The court intrigue in Asgard is the more interesting storyline in Thor, so it’s a good thing that the movie spends most of its time there. Asgard is an entirely CGI world, but it looks so grand and fantastic that I didn’t really care. People who have seen Kenneth Branagh’s full length adaptation of Hamlet already knew that he had an eye for beautiful scenery, so it’s nice to see that he can work with computer generated backgrounds just as well as with set pieces. Loki ended up being the most interesting character to me because of his backstory. To be sure, he does cause a lot of death and mayhem, but once we find out all the details of his past, it’s hard not to sympathize with him a little.
More impressively, Thor himself manages to avoid being a bland ubermensch. A major share of the credit goes to Chris Hemsworth’s performance which can only be described as “star-making.” Hemsworth certainly has the physical presence of a god among men (and his transformation since we last saw him as Kirk’s dad in Star Trek is very impressive), but he also has charisma to match. Thor is a boisterous and cocky character prone to smashing mugs on the ground if he likes his drink. He gets away with it because he is clearly well-intentioned and very friendly when he’s not whacking people with his hammer. Hemsworth ably guides Thor’s character development from an arrogant borderline jerk at the beginning of the movie to a much more thoughtful future ruler at the end. He also turns out to have pretty good comic timing as his fish-out-of-water moments on Earth are genuinely amusing without being overplayed.
Unfortunately, Thor and Loki are really the only characters with any development at all in the movie. What traits we attribute to the characters come entirely from the actors playing them. The most notable is Sir Anthony Hopkins as Odin, but we also have Colm Feore as the king of the frost giants, Stellan Skarsgard as Jane Foster’s mentor, Rene Russo as Thor’s mother, and Idris Elba as Heimdall. All of these talented actors are entirely wasted in their roles, but I suppose lesser known actors would have turned them into enormous blank slates. Then we have Natalie Portman’s Jane Foster. A big part of the plot hinges around Thor’s relationship with Jane Foster but it comes across as entirely obligatory instead of heartfelt. It’s hard not to snicker a little bit when they have a makeout session while the metaphorical clock is ticking down. The movie also makes the odd choice of showing Sif, a female Asgardian warrior, gazing significantly at Thor on a few occasions and generally looking like she might be carrying a torch for him.
It doesn’t help that Jane Foster is really kind of a jerk. We meet her in the beginning as she stumbles across the storm that Thor makes when he is thrown to the Earth. She decides to drive her truck towards it which is reasonable enough except when her driver starts to get nervous about coming so close, Jane physically grabs the wheel and steers them even closer. Dude, not cool! And then when she accidentally hits Thor with the truck, her first reaction is, “Please don’t be dead!” It made it a little hard for me to see why Thor pined for her so much when he has a perfectly nice Asgardian comrade (who looks like Jaimie Alexander) right there beside him.

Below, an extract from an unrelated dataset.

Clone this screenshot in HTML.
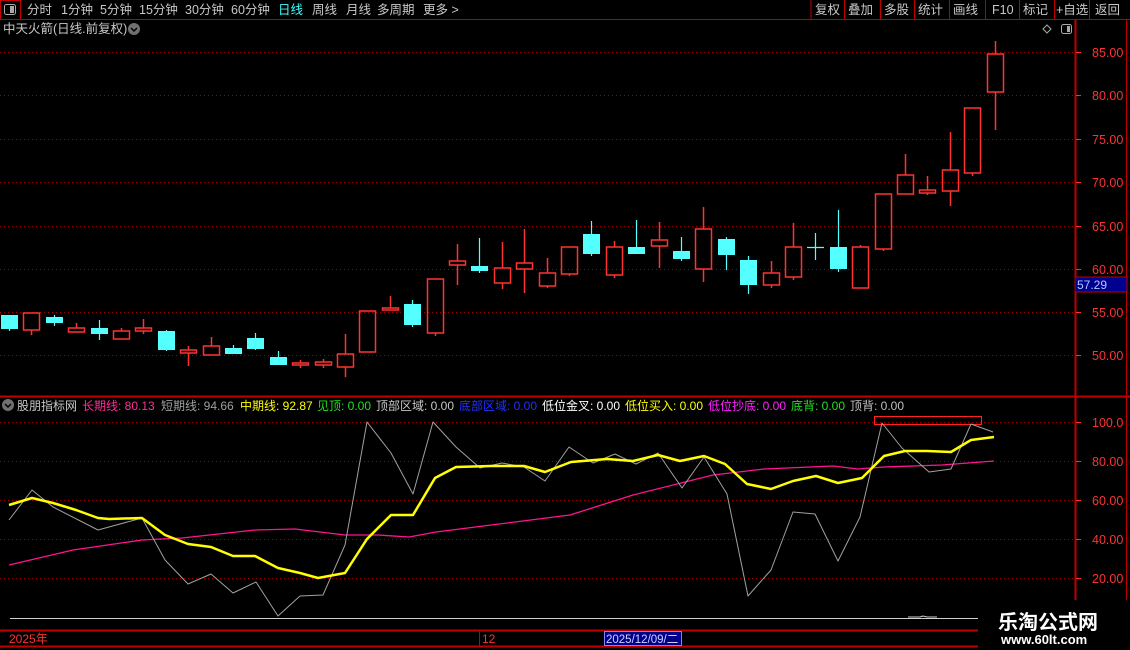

None of this can be blamed on Natalie Portman or Chris Hemsworth. They might have great chemistry for all I know, but their relationship is too underwritten.
So Thor is much better than I expected it to be, and it will earn its inevitable humongous box office opening. Nonetheless, it still represents a trend that I can’t celebrate. The recent superhero renaissance began with Spider-Man, Batman, and the X-Men, all characters defined by their humanity and flaws. Their stories are designed to be relatable on a human level even when ridiculous things like flying monsters and energy blasts are appearing around them. Superhero movies have been pretty good about maintaining that human connection up until recently. Iron Man 2 took a sudden sharp turn into a full-on alternate universe which doesn’t even pretend to resemble ours any more. Thor has continued that trend, and later in the summer we are going to have Captain America which, besides looking like a steroids commercial, has an alternate version of World War II and uses Hitler as a villain. I just don’t care about any of it.
By all means, see Thor. It’s a rip-roaring good time and a visual spectacle to boot (even if the action sequences aren’t really anything to write home about from a choreography point of view). It’s just that I can’t help feeling as if the talented actors in this movie are just barely holding the greedy corporate bloodsuckers at bay.